MERRA-2 data products for air temperature at 2 m and 10 m above ground were tested, extracted from the 2-dimensional assimilation instantaneous hourly collection (**inst1_2d_asm_Nx**) (*T*2 and *T*10). The variable *T*2 might be expected to agree more closely with observations made in, near or lapsed to the first few meters of the glacier surface. However, MERRA-2 2-dimensional assimilation data products represent interactions between the surface and atmosphere by a classification of surface type, where the fractional areas of land, lake, ocean and/or ice compose the surface area of a grid cell. The fractional area of each surface type is based on the aggregation of a 1 km^{2} resolution satellite-based global surface characterization (DISCover, Loveland and others (Reference Loveland2000)). If debris-covered glaciers were misclassified as land or if glacierization were atypical of a grid cell area, *T*2 could be systematically warm biased. In that case *T*10 could be a better approximation of point scale, ice-cooled air temperature, assuming a lapse temperature profile in the modeled air temperature fields.
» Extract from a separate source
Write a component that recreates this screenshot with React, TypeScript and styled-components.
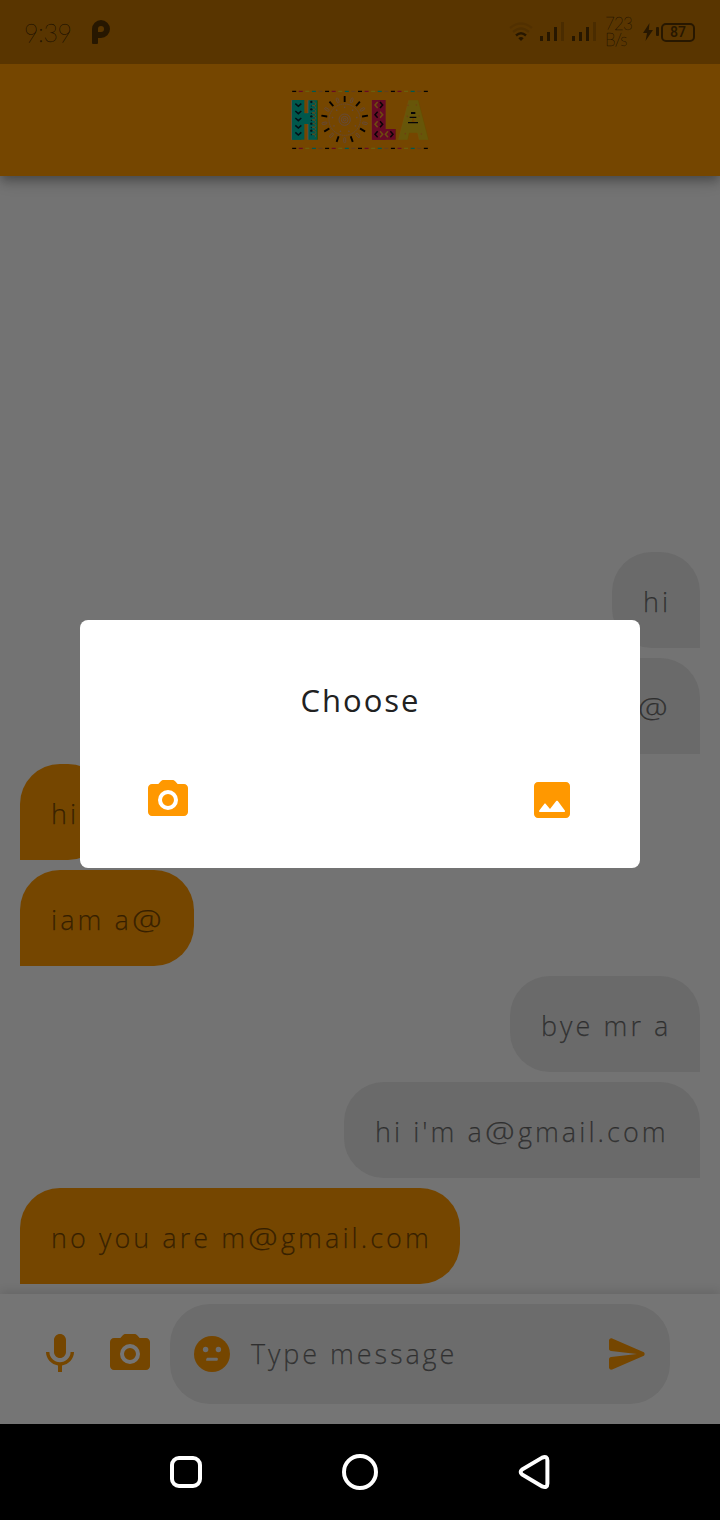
import React from "react";
import styled, { createGlobalStyle } from "styled-components";

const GlobalStyle = createGlobalStyle`
  body { margin: 0; background: #000; }
  * { box-sizing: border-box; }
`;

const ORANGE = "#ff9800";

const Phone = styled.div`
  width: 720px;
  height: 1520px;
  display: flex;
  flex-direction: column;
  overflow: hidden;
  font-family: "Open Sans", "Noto Sans", sans-serif;
`;

const Screen = styled.div`
  position: relative;
  height: 1424px;
  display: flex;
  flex-direction: column;
  background: #fafafa;
`;

const StatusBar = styled.header`
  height: 64px;
  flex: none;
  display: flex;
  justify-content: space-between;
  padding: 0 25px 0 24px;
  background: #c27400;
  color: rgba(0, 0, 0, 0.56);
  position: relative;
  z-index: 2;
`;

const StatusGroup = styled.div<{ $gap: number }>`
  display: flex;
  align-items: center;
  gap: ${(p) => p.$gap}px;
`;

const Clock = styled.span`
  width: 48px;
  font: 100 25px/62px Lato, sans-serif;
  -webkit-text-stroke: 0.35px;
  letter-spacing: -0.4px;
  white-space: nowrap;
`;

const CarrierGroup = styled.span`
  display: flex;
  gap: 8px;
  margin-left: 7px;
`;

const NetSpeed = styled.span`
  width: 27px;
  margin: 0 11px 0 9px;
  font: 100 17px/16px Lato, sans-serif;
  -webkit-text-stroke: 0.3px;
  letter-spacing: -0.9px;
  text-align: left;
`;

const BatteryLabel = styled.span`
  width: 34px;
  height: 19px;
  border: 2px solid;
  border-radius: 5px;
  text-align: center;
  font: 600 14px/15px Roboto, sans-serif;
`;

const AppBar = styled.div`
  height: 112px;
  flex: none;
  display: flex;
  align-items: center;
  justify-content: center;
  background: ${ORANGE};
  position: relative;
  z-index: 1;
  box-shadow: 0 4px 8px -2px rgba(0, 0, 0, 0.2), 0 8px 10px rgba(0, 0, 0, 0.14),
    0 2px 20px rgba(0, 0, 0, 0.12);
`;

const Messages = styled.main`
  flex: 1;
  display: flex;
  flex-direction: column;
  justify-content: flex-end;
  gap: 10px;
  padding: 0 20px 10px;
`;

const Bubble = styled.div<{ $mine: boolean; $width: number }>`
  align-self: ${(p) => (p.$mine ? "flex-end" : "flex-start")};
  width: ${(p) => p.$width}px;
  height: 96px;
  padding-left: 31px;
  border-radius: ${(p) => (p.$mine ? "40px 40px 0 40px" : "40px 40px 40px 0")};
  background: ${(p) => (p.$mine ? "#e6e6e6" : ORANGE)};
  color: rgba(0, 0, 0, 0.5);
  font-size: 27px;
  font-weight: 300;
  line-height: 99px;
  letter-spacing: 3.05px;
  -webkit-text-stroke: 0.25px;
  white-space: nowrap;
`;

const WideAt = styled.span`
  display: inline-block;
  margin-right: 6px;
  transform: scaleX(1.24);
  transform-origin: left center;
`;

const Composer = styled.footer`
  height: 130px;
  flex: none;
  display: flex;
  align-items: center;
  padding: 0 50px 10px 36px;
  background: #fff;
  color: ${ORANGE};
  position: relative;
  box-shadow: 0 -4px 8px rgba(0, 0, 0, 0.09);
  svg { flex: none; display: block; }
`;

const CameraSlot = styled.span`
  margin: 0 16px 0 22px;
`;

const InputPill = styled.div`
  flex: 1;
  height: 100px;
  display: flex;
  align-items: center;
  padding: 0 24px;
  border-radius: 40px;
  background: #ebebeb;
`;

const Placeholder = styled.span`
  flex: 1;
  margin-left: 21px;
  padding-bottom: 1px;
  color: rgba(0, 0, 0, 0.5);
  font-size: 27px;
  font-weight: 300;
  letter-spacing: 2.9px;
  -webkit-text-stroke: 0.25px;
  white-space: nowrap;
`;

const Scrim = styled.div`
  position: absolute;
  inset: 0;
  z-index: 5;
  padding-top: 620px;
  background: rgba(0, 0, 0, 0.54);
`;

const Dialog = styled.section`
  width: 560px;
  height: 248px;
  margin: 0 auto;
  padding: 55px 64px 44px;
  display: flex;
  flex-direction: column;
  justify-content: space-between;
  border-radius: 8px;
  background: #fff;
`;

const DialogTitle = styled.h1`
  margin: 0;
  padding-left: 1px;
  color: #212121;
  text-align: center;
  font-size: 31px;
  font-weight: 400;
  line-height: 50px;
  letter-spacing: 2px;
`;

const DialogActions = styled.div`
  display: flex;
  justify-content: space-between;
  color: ${ORANGE};
`;

const NavBar = styled.nav`
  height: 96px;
  background: #000;
  display: flex;
  align-items: center;
  justify-content: space-between;
  padding: 0 168px;
`;

function CameraIcon() {
  return (
    <svg width="48" height="48" viewBox="0 0 24 24" fill="currentColor" fillRule="evenodd">
      <path d="M9.88 2h4.24c.56 0 1.1.24 1.47.65L16.83 4H20c1.1 0 2 .9 2 2v12c0 1.1-.9 2-2 2H4c-1.1 0-2-.9-2-2V6c0-1.1.9-2 2-2h3.17l1.24-1.35C8.78 2.24 9.32 2 9.88 2zM12 7a5 5 0 1 0 0 10 5 5 0 1 0 0-10zM12 9a3 3 0 1 1 0 6 3 3 0 1 1 0-6z" />
    </svg>
  );
}

function ImageIcon() {
  return (
    <svg width="48" height="48" viewBox="0 0 24 24" fill="currentColor">
      <path d="M21 19V5c0-1.1-.9-2-2-2H5c-1.1 0-2 .9-2 2v14c0 1.1.9 2 2 2h14c1.1 0 2-.9 2-2zM8.9 13.98l2.1 2.53 3.1-3.99c.2-.26.6-.26.8.01l3.51 4.68c.25.33.01.8-.4.8H6.02c-.42 0-.65-.48-.39-.81L8.12 14c.19-.26.57-.27.78-.02z" />
    </svg>
  );
}

function Carrier() {
  return (
    <svg width="24" height="20" viewBox="0 0 24 20" fill="currentColor">
      <rect x="0" y="14" width="3" height="5" />
      <rect x="7" y="10" width="3" height="9" />
      <rect x="14" y="5" width="3" height="14" />
      <rect x="21" y="0" width="3" height="19" opacity=".3" />
    </svg>
  );
}

const dashes = ["#050505", "#e01a52", "#e8cf20", "#00bfb0", "#d98a3c"];

function HolaLogo() {
  const chevrons = [76, 98, 119, 141, 162];
  return (
    <svg width="140" height="64" viewBox="30 24 420 192">
      {[34, 205].map((y) =>
        Array.from({ length: 21 }, (_, i) => (
          <rect key={`${y}-${i}`} x={36.5 + i * 19.75} y={y - 1.7} width="12" height="3.8" fill={dashes[i % 5]} />
        ))
      )}
      <g fontFamily="DejaVu Sans" fontWeight="700" strokeWidth="11" fontSize="148">
        <text transform="translate(29.5 173.5) scale(.712 1)" fill="#00bfa8" stroke="#00bfa8">H</text>
        <text transform="translate(269.5 173.5) scale(.81 1)" fill="#e01a52" stroke="#e01a52">L</text>
        <text transform="translate(360 173.5) scale(.7 1)" fill="#e0bc14" stroke="#e0bc14">A</text>
      </g>
      {/* pattern bands */}
      <rect x="37" y="60" width="36" height="119" fill="#00bfa8" />
      <rect x="276" y="60" width="41" height="119" fill="#e01a52" />
      <g fill="none" strokeWidth="4.5">
        {chevrons.map((y) => (
          <g key={y}>
            <path d={`M46 ${y - 5}l9 8 9-8`} stroke="#0b2230" />
            <path d={`M97 ${y - 11}q14 2 9 10q-3 3-9 1q14 3 8 10`} stroke="#e8a030" strokeWidth="2.5" />
            <circle cx="94" cy={y - 10} r="3.5" fill="#0b2230" />
            <circle cx="94" cy={y + 2} r="1.8" fill="#0b2230" />
          </g>
        ))}
        {[75, 104, 133, 163].map((y, i) => (
          <g key={y}>
            <path d={`M293 ${y - 9}l-8 9 8 9`} stroke={i % 2 ? "#1a0810" : "#f0a820"} />
            <path d={`M300 ${y - 9}l8 9-8 9`} stroke={i % 2 ? "#f0a820" : "#1a0810"} />
          </g>
        ))}
        <path d="M324 154l-8 9 8 9" stroke="#f0a820" />
        <path d="M331 154l8 9-8 9" stroke="#1a0810" />
        <g stroke="#d9a080">
          <circle cx="194" cy="119" r="47" strokeWidth="2.6" strokeDasharray="5 1.5" />
          <circle cx="194" cy="119" r="17" strokeWidth="3" />
          <circle cx="194" cy="119" r="10" strokeWidth="3" />
          <circle cx="194" cy="119" r="4" strokeWidth="3" />
        </g>
      </g>
      {Array.from({ length: 18 }, (_, i) => (
        <g key={i} transform={`rotate(${i * 20} 194 119)`}>
          {i % 2 === 0 && <circle cx="194" cy="82" r="2.4" fill="#d9a080" />}
          {i % 2 === 0 ? (
            <rect x="191.2" y="48" width="5.6" height="18" rx="1" fill="#0a0500" />
          ) : (
            <rect x="191" y="50" width="6" height="15" rx="3" fill="none" stroke="#d9a080" strokeWidth="2.6" />
          )}
        </g>
      ))}
      <g stroke="#0b0b10" strokeWidth="3.5">
        <path d="M393 99h13" strokeWidth="6" />
        <path d="M389 112h20M384 128h30" />
      </g>
      <g fill="#f08a28">
        <circle cx="384" cy="76" r="2.5" />
        <circle cx="409" cy="75" r="2.5" />
        <circle cx="382" cy="109" r="2.5" />
        <circle cx="417" cy="108" r="2.5" />
        <circle cx="376" cy="161" r="2.5" />
        <circle cx="424" cy="162" r="2.5" />
      </g>
    </svg>
  );
}

const messages = [
  { mine: true, text: "hi", width: 88 },
  { mine: true, text: "iam m@", width: 183 },
  { mine: false, text: "hi", width: 88 },
  { mine: false, text: "iam a@", width: 174 },
  { mine: true, text: "bye mr a", width: 190 },
  { mine: true, text: "hi i'm a@gmail.com", width: 356 },
  { mine: false, text: "no you are m@gmail.com", width: 440 },
];

function MessageText({ text }: { text: string }) {
  const [before, after] = text.split("@");
  if (after === undefined) return <>{text}</>;
  return (
    <>
      {before}
      <WideAt>@</WideAt>
      {after}
    </>
  );
}

export default function App() {
  return (
    <Phone>
      <GlobalStyle />
      <Screen>
        <StatusBar>
          <StatusGroup $gap={20}>
            <Clock>9:39</Clock>
            <svg width="18" height="24" viewBox="0 0 18 24" fill="currentColor" fillRule="evenodd">
              <path d="M9 0A9 9 0 1 1 9 18H6V23Q6 24 5 24H1Q0 24 0 23V9A9 9 0 0 1 9 0ZM9 6Q6 6 6 9V12H9A3 3 0 0 0 9 6Z" />
            </svg>
          </StatusGroup>
          <StatusGroup $gap={0}>
            <svg width="24" height="20" viewBox="0 0 24 20" fill="none" stroke="currentColor" strokeWidth="2.4">
              <path d="M1 6Q12-3 23 6" opacity=".14" />
              <path d="M4 10Q12 3 20 10" opacity=".2" />
              <path d="M7 13.5Q12 9 17 13.5" />
              <path d="M9.3 16.2Q12 14 14.7 16.2L12 19Z" fill="currentColor" stroke="none" />
            </svg>
            <CarrierGroup>
              <Carrier />
              <Carrier />
            </CarrierGroup>
            <NetSpeed>723 B/s</NetSpeed>
            <svg width="18" height="18" viewBox="0 0 18 18" fill="currentColor">
              <path d="M6.5 0L0 10h4l-1.5 8L10 7H5.8z" />
              <rect x="13" y="4" width="3" height="9" rx="1" />
            </svg>
            <BatteryLabel>87</BatteryLabel>
          </StatusGroup>
        </StatusBar>
        <AppBar>
          <HolaLogo />
        </AppBar>
        <Messages>
          {messages.map((m, i) => (
            <Bubble key={i} $mine={m.mine} $width={m.width}>
              <MessageText text={m.text} />
            </Bubble>
          ))}
        </Messages>
        <Composer>
          <svg width="48" height="48" viewBox="0 0 24 24" fill="currentColor">
            <path d="M12 14c1.66 0 2.99-1.34 2.99-3L15 5c0-1.66-1.34-3-3-3S9 3.34 9 5v6c0 1.66 1.34 3 3 3zm5.3-3c0 3-2.54 5.1-5.3 5.1S6.7 14 6.7 11H5c0 3.41 2.72 6.23 6 6.72V21h2v-3.28c3.28-.48 6-3.3 6-6.72h-1.7z" />
          </svg>
          <CameraSlot>
            <CameraIcon />
          </CameraSlot>
          <InputPill>
            <svg width="36" height="36" viewBox="0 0 36 36">
              <circle cx="18" cy="18" r="18" fill="currentColor" />
              <g fill="#ebebeb">
                <circle cx="11.6" cy="13.5" r="2.7" />
                <circle cx="24.4" cy="13.5" r="2.7" />
                <path d="M13.3 21.8h9.6q1.2 0 1 1.5t-1.2 1.5H12.4q-.6-.2-.2-1.5t1.1-1.5z" />
              </g>
            </svg>
            <Placeholder>Type message</Placeholder>
            <svg width="37" height="32" viewBox="0 0 37 32" fill="currentColor">
              <path d="M3.2.4L34.3 14C36.1 14.8 36.1 17.2 34.3 18L3.2 31.6C1.5 32.2 0 31 0 29.5V21.3C0 20 .9 19.1 2.1 19L28 16 2.1 13C.9 12.9 0 12 0 10.7V2.5C0 1 1.5-.2 3.2.4Z" />
            </svg>
          </InputPill>
        </Composer>
        <Scrim>
          <Dialog>
            <DialogTitle>Choose</DialogTitle>
            <DialogActions>
              <CameraIcon />
              <ImageIcon />
            </DialogActions>
          </Dialog>
        </Scrim>
      </Screen>
      <NavBar>
        <svg width="36" height="36" viewBox="0 0 36 36" fill="none" stroke="#fff" strokeWidth="4">
          <rect x="4" y="4" width="28" height="28" rx="7" />
        </svg>
        <svg width="36" height="36" viewBox="0 0 36 36" fill="none" stroke="#fff" strokeWidth="4">
          <circle cx="18" cy="18" r="16" />
        </svg>
        <svg width="36" height="36" viewBox="0 0 36 36" fill="none" stroke="#fff" strokeWidth="4">
          <path d="M26.2 3.6L6 15.6Q3.4 18 6 20.4L26.2 32.4Q31.4 34.5 31.4 29.5V6.5Q31.4 1.5 26.2 3.6Z" />
        </svg>
      </NavBar>
    </Phone>
  );
}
Two approaches were tested to arrive at lapse rates. First, an approximate global average of 6.5 °C km^{−1} (Γ_{C}) was assumed for all sites. Second, site-specific lapse rates were acquired as stated in the observation source publications (*n* = 3) and otherwise calculated from mid-layer air temperature of model-levels 72 and 71 from the MERRA-2 **tavg3_3d_asm_Nv** collection (GMAO, 2015*d*), as follows

where *E* ^{72} and *E* ^{71} are the model level mid-layer elevations and *j* is the grid cell. Lapse rates were applied following Eqn (5). Four air temperature variables resulted from this procedure, *T*2_{ΓC}, *T*10_{ΓC}, *T*2_{ΓM} and *T*10_{ΓM}, where C stands for constant and M stands for mixed. The four variables are collectively denoted *T _{M}*.

The root mean squared deviation, RMSD, was used to evaluate agreement between *T* _{o} and *T _{M}*, calculated for every observation,

*i*, as follows:

As seen in Table 8 *T*10 variables were smaller than they were for *T*2 but the difference was on the order of just 10^{−4} °C. The variables adjusted with a constant lapse rate were in closer agreement with observations, with RMSD around 0.2 °C smaller for both *T*2 and *T*10. Biases were found to be < 0.01 °C in all cases. The variable *T*2_{ΓC} was chosen for calculating new melt factors in the meta-analysis to be consistent with the common practice of using air temperature data from the glacier near-surface and because the difference between *T*2_{ΓC} and *T*10_{ΓC} was slight.

Air temperature data provenance has been found to affect the consistency of melt factors in some studies. The data for *T* _{o} were recorded at automatic weather stations (AWS) that were located on the glacier being studied, on moraine near the melt observation sites, in a base camp in the same glacier basin, or in a local government-operated meteorological station, in which case the data were lapsed to the elevation of the glacier being studied. Figure 6 shows that AWS location did not have a clear affect on the deviation of *T* _{o} from perfect agreement with *T*2_{ΓC}.

The MERRA-2 grid cell fraction of land ice (*η*) was nil in six instances, where the glacierized land area is small in reality (Summit Crater Glacier, Pichillancahue-Turbio Glacier, Lirung Glacier, Eliot Glacier, Miage Glacier and Ghiacciaio del Belvedere). A weak positive relationship between *η* and the magnitude of the deviation between *T*2 and *T* _{o} was found, but that relationship did not remain once lapse rates had been applied. The conditions required for glacierization tend to occur at high elevation outside polar regions, and if high elevations are uncommon regionally, the difference between glacier snout elevation and mean regional elevation will be large and the glacierized area will tend to be small. A statistically significant negative linear relationship was found between *η* and the deviation between *T*2_{ΓC} and *T* _{o} (*p* = 0.95), as seen in Figure 7, but there is no physical reason for *T*2_{ΓC} to be warm biased where *η* is large and cold biased where it is small. Speculatively, the pattern might reflect reduced concentration of observational air temperature data ingested to MERRA-2 with increasing ice area.

At sites near the coast, MERRA-2 air temperature is more strongly influenced by simulated coastal processes, which might overwhelm any signal of local interactions between the air and ice, particularly if the ice area is small. The deviation between *T*2 and *T* _{o} was found to be slightly higher for glaciers near the coast than glaciers further from the coast but again, that was corrected with the application of elevation lapse rates, because the glaciers near the coast in these data also tend to be at relatively high elevation.